The area that comprises the present day Township was a rural farm area. For many years farm crops were transported by horse and wagon to the Raritan Bay docks at the foot of Broad Street in Keyport, loaded aboard boats, and taken to the metropolitan markets, mostly in New York City. About 1885, a railroad station stop at Holmdel Road greatly decreased the time for fresh farm products to be transported to markets and the boat business began its decline.

As each new municipality broke away there was a population decrease. By 1950, the Federal Census listed a population of 2,763 for the Township. The 1950s brought many changes. The Garden State Parkway was planned to cross through farmlands in the southerly part of the Township, and construction was completed in 1954. Developers of residential housing moved quickly to purchase farms in the area and construction of single family housing units moved forward at an unprecedented rate. The federal Census of 1960 listed a population of 15,287, an increase of 550 percent. From 1960 to 1970 the population increased about another 6,000.

With portions of Highways 35 and 36 lying within the Township, strip malls, stores and related businesses appeared along the frontage of both. Small housing developments, up to twenty units, have been the norm for the past twenty years. The Township is now over 95 percent developed.

The population explosion resulted in the school system being overloaded. To ease the situation, officials arranged for students to be bussed to available school facilities in Rumson, along with developers providing some new housing units for school use. By a unique agreement, developers funded the construction of a school on Beers Street and deeded it to the Township. School building plans were developed and a number of elementary schools were constructed along with the Township’s first high school.

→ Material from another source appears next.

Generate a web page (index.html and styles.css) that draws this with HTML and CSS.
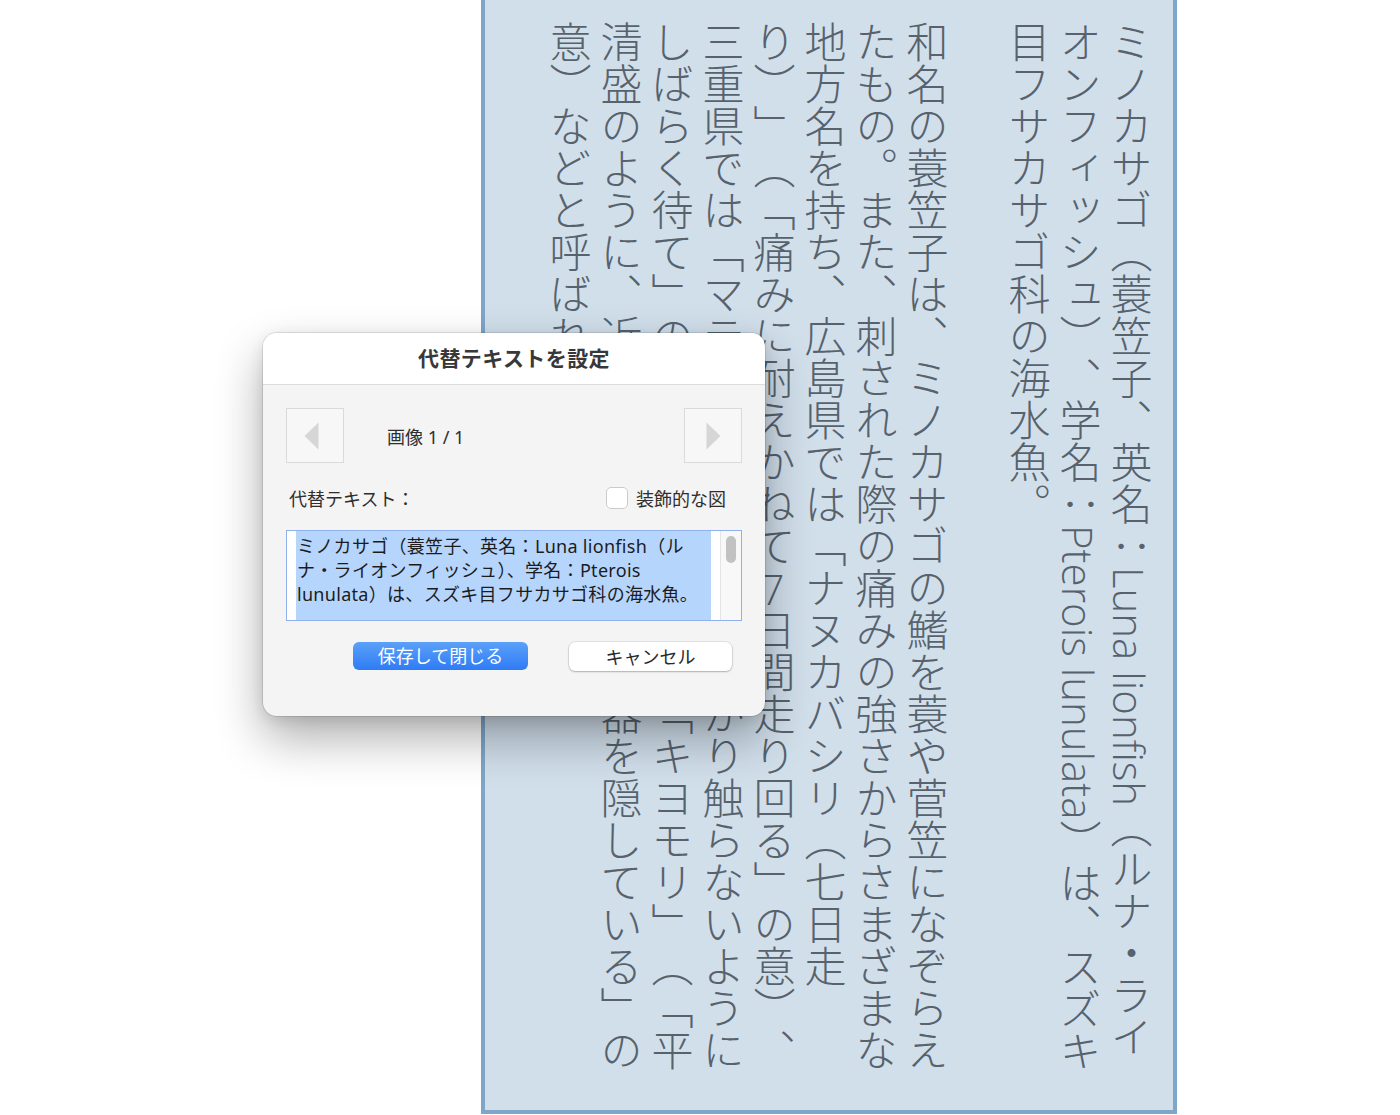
FILE: index.html
```html
<!DOCTYPE html>
<html lang="ja">
<head>
<meta charset="utf-8">
<title>代替テキストを設定</title>
<link rel="stylesheet" href="styles.css">
</head>
<body>
<main class="page">
  <article class="vpanel">
    <p class="para">ミノカサゴ（蓑笠子、英名：Luna lionfish（ルナ・ライ<br>オンフィッシュ）、学名：Pterois lunulata）は、スズキ<br>目フサカサゴ科の海水魚。</p>
    <p class="para">和名の蓑笠子は、ミノカサゴの鰭を蓑や菅笠になぞらえ<br>たもの。また、刺された際の痛みの強さからさまざまな<br>地方名を持ち、広島県では「ナヌカバシリ（七日走<br>り）」（「痛みに耐えかねて<span class="tcy">7</span>日間走り回る」の意）、<br>三重県では「マテシバシ」（「うっかり触らないように<br>しばらく待て」の意）、山口県では「キヨモリ」（「平<br>清盛のように、近寄ると毒のある武器を隠している」の<br>意）などと呼ばれる。</p>
  </article>
</main>

<div class="dialog" role="dialog" aria-label="代替テキストを設定">
  <header class="dlg-title">代替テキストを設定</header>
  <div class="dlg-body">
    <div class="nav-row">
      <button class="nav-btn nav-prev" aria-label="前へ">
        <svg width="15" height="28" viewBox="0 0 15 28"><polygon points="14.5,0.5 14.5,27.5 0.5,14" fill="#d6d6d6"/></svg>
      </button>
      <span class="nav-label">画像 1 / 1</span>
      <button class="nav-btn" aria-label="次へ">
        <svg width="15" height="28" viewBox="0 0 15 28"><polygon points="0.5,0.5 0.5,27.5 14.5,14" fill="#d6d6d6"/></svg>
      </button>
    </div>
    <div class="label-row">
      <span class="field-label">代替テキスト：</span>
      <span class="checkbox"></span>
      <span class="check-label">装飾的な図</span>
    </div>
    <div class="textarea">
      <div class="ta-text">ミノカサゴ（蓑笠子、英名：Luna lionfish（ル<br>ナ・ライオンフィッシュ）、学名：Pterois<br>lunulata）は、スズキ目フサカサゴ科の海水魚。</div>
      <div class="ta-gap"></div>
      <div class="ta-scroll"><div class="ta-thumb"></div></div>
    </div>
    <div class="btn-row">
      <button class="btn btn-primary">保存して閉じる</button>
      <button class="btn btn-plain">キャンセル</button>
    </div>
  </div>
</div>
</body>
</html>
```

FILE: styles.css
```css
html, body {
  margin: 0;
  padding: 0;
  background: #ffffff;
}

body {
  width: 1400px;
  height: 1115px;
  overflow: hidden;
  position: relative;
  font-family: Roboto, "Noto Sans CJK JP", sans-serif;
}

.page {
  display: flex;
  padding-left: 481px;
  height: 1115px;
  box-sizing: border-box;
}

.vpanel {
  writing-mode: vertical-rl;
  text-orientation: mixed;
  width: 696px;
  height: 1114px;
  box-sizing: border-box;
  background: #d1dfeb;
  border: 4px solid #7ea6c8;
  border-top: 0;
  padding: 21px 18px 0 0;
  font-family: "Open Sans", "Noto Sans CJK JP", sans-serif;
  font-weight: 300;
  font-size: 42px;
  line-height: 51px;
  color: #57626d;
  white-space: nowrap;
  overflow: hidden;
  text-spacing-trim: space-all;
}

.para {
  margin: 0;
}

.para + .para {
  margin-block-start: 51px;
}

.tcy {
  text-combine-upright: all;
}

/* dialog */
.dialog {
  position: absolute;
  left: 263px;
  top: 333px;
  width: 502px;
  height: 383px;
  border-radius: 14px;
  background: #f4f4f4;
  overflow: hidden;
  display: flex;
  flex-direction: column;
  box-shadow: 0 0 0 1px rgba(0, 0, 0, 0.10), 0 22px 48px rgba(0, 0, 0, 0.32), 0 4px 14px rgba(0, 0, 0, 0.10);
  font-family: "Noto Sans", "Noto Sans CJK JP", sans-serif;
  color: #2e2e2e;
  font-size: 18px;
}

.dlg-title {
  height: 52px;
  flex: none;
  box-sizing: border-box;
  background: #ffffff;
  border-bottom: 1px solid #dcdcdc;
  display: flex;
  align-items: center;
  justify-content: center;
  font-size: 21px;
  font-weight: 700;
  letter-spacing: 0.4px;
  color: #383838;
  padding-bottom: 4px;
}

.dlg-body {
  padding: 23px 23px 0 23px;
  display: flex;
  flex-direction: column;
}

.nav-row {
  display: flex;
  align-items: center;
  height: 55px;
}

.nav-btn {
  width: 58px;
  height: 55px;
  box-sizing: border-box;
  border: 1.5px solid #dadada;
  background: #f7f7f7;
  padding: 0;
  margin: 0;
  display: flex;
  align-items: center;
  justify-content: center;
}

.nav-prev {
  padding-right: 7px;
}

.nav-label {
  flex: 1;
  margin-left: 43px;
  color: #2e2e2e;
}

.label-row {
  display: flex;
  align-items: center;
  height: 23px;
  margin-top: 23px;
}

.field-label {
  margin-left: 3px;
  flex: 1;
}

.checkbox {
  width: 22px;
  height: 22px;
  box-sizing: border-box;
  border: 1px solid #cbcbcb;
  border-radius: 5px;
  background: #ffffff;
  margin-right: 8px;
}

.check-label {
  margin-right: 16px;
}

.textarea {
  margin-top: 21px;
  height: 91px;
  box-sizing: border-box;
  border: 1.5px solid #8fb1ee;
  background: #ffffff;
  display: flex;
}

.ta-text {
  margin-left: 9px;
  width: 415px;
  flex: none;
  background: #b6d5fd;
  padding: 3px 0 0 1px;
  box-sizing: border-box;
  font-size: 18px;
  line-height: 24px;
  letter-spacing: 0.3px;
  color: #1c1c1c;
  white-space: nowrap;
  overflow: hidden;
}

.ta-gap {
  width: 9px;
  flex: none;
}

.ta-scroll {
  flex: 1;
  background: #f8f8f8;
  border-left: 1px solid #e4e4e4;
  display: flex;
  justify-content: center;
  padding-top: 5px;
}

.ta-thumb {
  width: 10px;
  height: 27px;
  border-radius: 5px;
  background: #c2c2c2;
}

.btn-row {
  display: flex;
  justify-content: flex-end;
  gap: 41px;
  margin-top: 21px;
  padding-right: 10px;
}

.btn {
  font-family: "Noto Sans", "Noto Sans CJK JP", sans-serif;
  font-size: 18px;
  border: 0;
  border-radius: 6px;
  padding: 0 0 2px 0;
  display: flex;
  align-items: center;
  justify-content: center;
}

.btn-primary {
  width: 175px;
  height: 28px;
  background: linear-gradient(#5ba1f9, #2f7bf5);
  color: #ffffff;
}

.btn-plain {
  width: 163px;
  height: 29px;
  background: #ffffff;
  color: #2b2b2b;
  box-shadow: 0 0 0 0.5px rgba(0, 0, 0, 0.14), 0 1px 2px rgba(0, 0, 0, 0.22);
}
```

Large scale development brought about water and sewage problems. A corporation bought the private water company that served a small area and expanded it to service the entire Township. Such was not the case for sewage disposal. After experiencing problems with individual septic systems, which were used throughout the Township, developers in Middle Road area constructed a sewer system and treatment plant, and all new developments were connected to it. A sewerage authority was formed around 1970, and under their supervision, sewers were progressively installed throughout the Township.

The purchase of about 225 acres of woods, vacant land, and a lake in the 1980s provided for the Natco Lake Park, an area protected by the State’s Green Acres Program. The Township’s Recreation Commission, who also supports and assists the senior citizen organization’s activities, supervises recreation programs. Your organizations within the Township promote various sports programs.

We face the new millennium with a full time police force of forty five, a three-station volunteer Fire Department, volunteer First Aid Squad with two stations, and a citizenry that supports and participates in the varied programs and offerings of a near fully developed community.

The records consist of 32 volumes, as follows:

  • 18 Minute Books, August 6, 1920 to December 29, 1970
  • 1 Ordinance Index Book, December 18, 1901 to September 18, 1909
  • 13 Ordinance Books, September 18, 1909 to December 15, 1998

Note that the records do not include ordinances from 1901 to September 18, 1909, only the index to them. There is overlap in dates between 1909 and 1920 in three ordinance books.

The records are available for research in the Archives.

There are no restrictions on the use of the material. Researchers should note that before 1967, Hazlet was called Raritan and the records pertain to Raritan.

The books are in chronological order.

Monmouth County Archives
125 Symmes Drive
Manalapan NJ 07726
Tel. (732) 308-3771

These historical records from Hazlet Township were placed on deposit in the Monmouth County Archives and Records Center on October 13, 2016, pursuant to a municipal resolution and a depository agreement which provide that Hazlet retains ownership of the records and that the Monmouth County Archives can provide access to them.